#### Data for this task
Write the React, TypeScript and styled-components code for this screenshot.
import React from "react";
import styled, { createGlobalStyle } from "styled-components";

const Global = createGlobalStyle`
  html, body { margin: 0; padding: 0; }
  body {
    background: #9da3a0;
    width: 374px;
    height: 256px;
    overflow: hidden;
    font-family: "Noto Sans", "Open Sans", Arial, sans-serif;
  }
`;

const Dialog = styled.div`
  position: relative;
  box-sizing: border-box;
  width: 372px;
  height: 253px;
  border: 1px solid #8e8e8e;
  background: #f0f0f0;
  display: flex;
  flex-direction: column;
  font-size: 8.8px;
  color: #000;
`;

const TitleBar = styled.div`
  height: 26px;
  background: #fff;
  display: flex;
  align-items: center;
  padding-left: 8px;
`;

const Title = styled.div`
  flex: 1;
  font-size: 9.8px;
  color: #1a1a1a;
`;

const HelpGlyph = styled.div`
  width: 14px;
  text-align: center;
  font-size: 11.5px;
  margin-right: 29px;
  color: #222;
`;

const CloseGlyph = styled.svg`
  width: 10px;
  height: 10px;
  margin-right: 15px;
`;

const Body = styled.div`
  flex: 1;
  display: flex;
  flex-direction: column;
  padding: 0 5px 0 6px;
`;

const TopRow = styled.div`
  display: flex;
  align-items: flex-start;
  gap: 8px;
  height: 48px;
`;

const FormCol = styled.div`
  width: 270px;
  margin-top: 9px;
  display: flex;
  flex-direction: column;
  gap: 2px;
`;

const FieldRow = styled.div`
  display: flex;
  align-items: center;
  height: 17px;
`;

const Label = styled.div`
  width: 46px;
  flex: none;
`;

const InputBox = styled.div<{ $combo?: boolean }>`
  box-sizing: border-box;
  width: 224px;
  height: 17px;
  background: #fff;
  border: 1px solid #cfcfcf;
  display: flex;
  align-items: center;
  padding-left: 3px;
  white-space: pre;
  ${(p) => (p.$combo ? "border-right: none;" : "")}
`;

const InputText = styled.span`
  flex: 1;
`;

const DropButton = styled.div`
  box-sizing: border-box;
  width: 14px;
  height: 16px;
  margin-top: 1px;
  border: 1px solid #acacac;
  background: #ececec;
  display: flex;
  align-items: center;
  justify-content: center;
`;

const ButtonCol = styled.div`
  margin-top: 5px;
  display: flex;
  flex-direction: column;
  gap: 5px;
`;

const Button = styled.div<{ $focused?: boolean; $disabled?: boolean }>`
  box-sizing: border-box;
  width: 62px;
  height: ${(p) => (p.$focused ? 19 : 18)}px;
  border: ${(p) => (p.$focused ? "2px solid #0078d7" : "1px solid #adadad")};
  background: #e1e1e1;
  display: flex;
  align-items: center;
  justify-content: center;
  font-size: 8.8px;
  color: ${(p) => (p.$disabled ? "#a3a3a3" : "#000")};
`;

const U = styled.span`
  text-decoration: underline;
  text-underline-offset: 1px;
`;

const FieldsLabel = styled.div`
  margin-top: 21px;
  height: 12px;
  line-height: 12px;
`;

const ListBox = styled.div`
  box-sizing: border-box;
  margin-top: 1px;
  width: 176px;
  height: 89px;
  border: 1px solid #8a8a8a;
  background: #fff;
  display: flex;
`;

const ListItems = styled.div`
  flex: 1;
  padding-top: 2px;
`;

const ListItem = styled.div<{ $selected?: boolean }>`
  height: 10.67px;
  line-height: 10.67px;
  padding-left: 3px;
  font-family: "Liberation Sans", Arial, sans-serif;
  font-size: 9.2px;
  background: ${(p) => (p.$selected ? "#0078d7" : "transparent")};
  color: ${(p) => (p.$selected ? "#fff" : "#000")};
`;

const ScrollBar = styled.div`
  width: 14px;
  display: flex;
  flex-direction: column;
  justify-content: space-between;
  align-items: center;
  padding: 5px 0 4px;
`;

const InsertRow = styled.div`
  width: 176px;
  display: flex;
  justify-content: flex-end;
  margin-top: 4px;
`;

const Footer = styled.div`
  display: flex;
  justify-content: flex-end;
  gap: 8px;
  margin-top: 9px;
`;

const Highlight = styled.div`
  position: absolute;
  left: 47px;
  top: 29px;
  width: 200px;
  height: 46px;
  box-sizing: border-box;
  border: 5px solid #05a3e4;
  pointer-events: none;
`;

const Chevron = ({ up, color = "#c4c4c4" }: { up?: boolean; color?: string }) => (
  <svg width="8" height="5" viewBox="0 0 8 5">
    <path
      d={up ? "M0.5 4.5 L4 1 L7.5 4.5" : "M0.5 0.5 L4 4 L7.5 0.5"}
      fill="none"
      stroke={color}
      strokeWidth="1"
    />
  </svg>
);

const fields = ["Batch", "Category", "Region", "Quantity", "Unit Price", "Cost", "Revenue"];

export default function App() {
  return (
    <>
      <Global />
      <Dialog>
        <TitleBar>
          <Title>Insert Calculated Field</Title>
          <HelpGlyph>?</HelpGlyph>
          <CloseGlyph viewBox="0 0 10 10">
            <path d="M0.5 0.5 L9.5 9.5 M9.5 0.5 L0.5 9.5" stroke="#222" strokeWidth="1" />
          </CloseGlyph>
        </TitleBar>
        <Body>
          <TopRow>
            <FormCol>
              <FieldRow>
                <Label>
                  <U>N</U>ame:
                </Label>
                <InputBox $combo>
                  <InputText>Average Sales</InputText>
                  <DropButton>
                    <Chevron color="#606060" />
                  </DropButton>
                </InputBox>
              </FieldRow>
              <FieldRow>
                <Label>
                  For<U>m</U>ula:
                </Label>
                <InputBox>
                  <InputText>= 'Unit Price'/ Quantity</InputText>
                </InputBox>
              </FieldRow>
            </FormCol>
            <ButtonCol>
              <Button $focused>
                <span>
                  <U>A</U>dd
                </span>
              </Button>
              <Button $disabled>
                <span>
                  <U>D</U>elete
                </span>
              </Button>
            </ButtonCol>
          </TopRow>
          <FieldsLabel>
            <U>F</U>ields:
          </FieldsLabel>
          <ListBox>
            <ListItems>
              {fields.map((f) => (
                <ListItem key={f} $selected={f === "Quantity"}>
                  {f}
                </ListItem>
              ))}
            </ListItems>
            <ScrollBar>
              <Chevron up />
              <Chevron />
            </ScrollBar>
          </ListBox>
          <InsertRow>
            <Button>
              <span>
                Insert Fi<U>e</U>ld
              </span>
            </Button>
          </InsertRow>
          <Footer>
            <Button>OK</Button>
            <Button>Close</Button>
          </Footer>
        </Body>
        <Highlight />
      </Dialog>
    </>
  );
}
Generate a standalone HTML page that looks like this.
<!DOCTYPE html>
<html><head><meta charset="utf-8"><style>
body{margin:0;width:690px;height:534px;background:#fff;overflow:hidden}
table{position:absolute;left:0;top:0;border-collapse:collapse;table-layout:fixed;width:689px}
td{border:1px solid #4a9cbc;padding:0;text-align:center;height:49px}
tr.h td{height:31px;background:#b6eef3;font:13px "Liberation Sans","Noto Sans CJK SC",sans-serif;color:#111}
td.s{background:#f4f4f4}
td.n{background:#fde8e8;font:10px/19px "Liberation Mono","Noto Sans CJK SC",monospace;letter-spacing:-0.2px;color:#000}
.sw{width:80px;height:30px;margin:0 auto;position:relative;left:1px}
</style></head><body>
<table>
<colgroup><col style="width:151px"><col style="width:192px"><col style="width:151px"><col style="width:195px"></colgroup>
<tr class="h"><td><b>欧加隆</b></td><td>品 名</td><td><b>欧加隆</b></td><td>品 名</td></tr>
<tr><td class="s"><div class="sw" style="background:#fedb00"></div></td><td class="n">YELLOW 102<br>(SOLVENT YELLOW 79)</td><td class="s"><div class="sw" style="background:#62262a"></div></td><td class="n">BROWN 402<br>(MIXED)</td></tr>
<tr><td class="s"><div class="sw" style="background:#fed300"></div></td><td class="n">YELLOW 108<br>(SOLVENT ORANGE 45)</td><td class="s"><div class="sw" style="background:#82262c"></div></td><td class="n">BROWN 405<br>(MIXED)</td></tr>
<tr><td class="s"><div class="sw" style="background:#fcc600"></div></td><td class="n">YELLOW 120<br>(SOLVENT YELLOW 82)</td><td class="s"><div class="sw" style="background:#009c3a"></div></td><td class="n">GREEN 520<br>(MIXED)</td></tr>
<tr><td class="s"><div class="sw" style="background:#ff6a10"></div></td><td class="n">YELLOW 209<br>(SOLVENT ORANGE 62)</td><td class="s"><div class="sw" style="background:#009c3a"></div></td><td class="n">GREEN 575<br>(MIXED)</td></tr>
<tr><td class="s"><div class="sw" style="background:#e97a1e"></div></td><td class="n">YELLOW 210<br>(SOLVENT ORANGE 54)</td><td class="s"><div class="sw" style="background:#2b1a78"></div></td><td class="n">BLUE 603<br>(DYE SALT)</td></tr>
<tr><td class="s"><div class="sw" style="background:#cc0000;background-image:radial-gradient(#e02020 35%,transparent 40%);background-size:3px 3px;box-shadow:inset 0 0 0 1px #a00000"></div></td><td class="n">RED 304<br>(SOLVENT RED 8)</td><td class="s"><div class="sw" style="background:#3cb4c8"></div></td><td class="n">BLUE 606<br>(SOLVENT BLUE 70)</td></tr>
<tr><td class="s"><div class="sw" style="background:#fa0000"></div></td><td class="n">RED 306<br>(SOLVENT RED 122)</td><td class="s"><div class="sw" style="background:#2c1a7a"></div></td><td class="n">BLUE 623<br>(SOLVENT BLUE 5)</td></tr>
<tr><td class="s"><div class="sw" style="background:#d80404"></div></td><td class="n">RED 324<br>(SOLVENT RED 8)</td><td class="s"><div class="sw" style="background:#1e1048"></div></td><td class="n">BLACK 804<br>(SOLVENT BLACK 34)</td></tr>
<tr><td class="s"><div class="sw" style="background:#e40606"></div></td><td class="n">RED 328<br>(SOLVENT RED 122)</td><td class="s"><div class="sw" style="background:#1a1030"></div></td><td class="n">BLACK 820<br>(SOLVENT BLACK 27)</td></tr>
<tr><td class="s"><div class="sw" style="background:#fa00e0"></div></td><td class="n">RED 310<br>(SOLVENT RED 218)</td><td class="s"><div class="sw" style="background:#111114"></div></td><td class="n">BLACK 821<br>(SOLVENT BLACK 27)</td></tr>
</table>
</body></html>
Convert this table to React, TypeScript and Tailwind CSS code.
########
● What is asked:
Copy each line of the listing that includes "React".

● Completed task:
Write the React, TypeScript and styled-components code for this screenshot.
import React from "react";
Convert this table to React, TypeScript and Tailwind CSS code.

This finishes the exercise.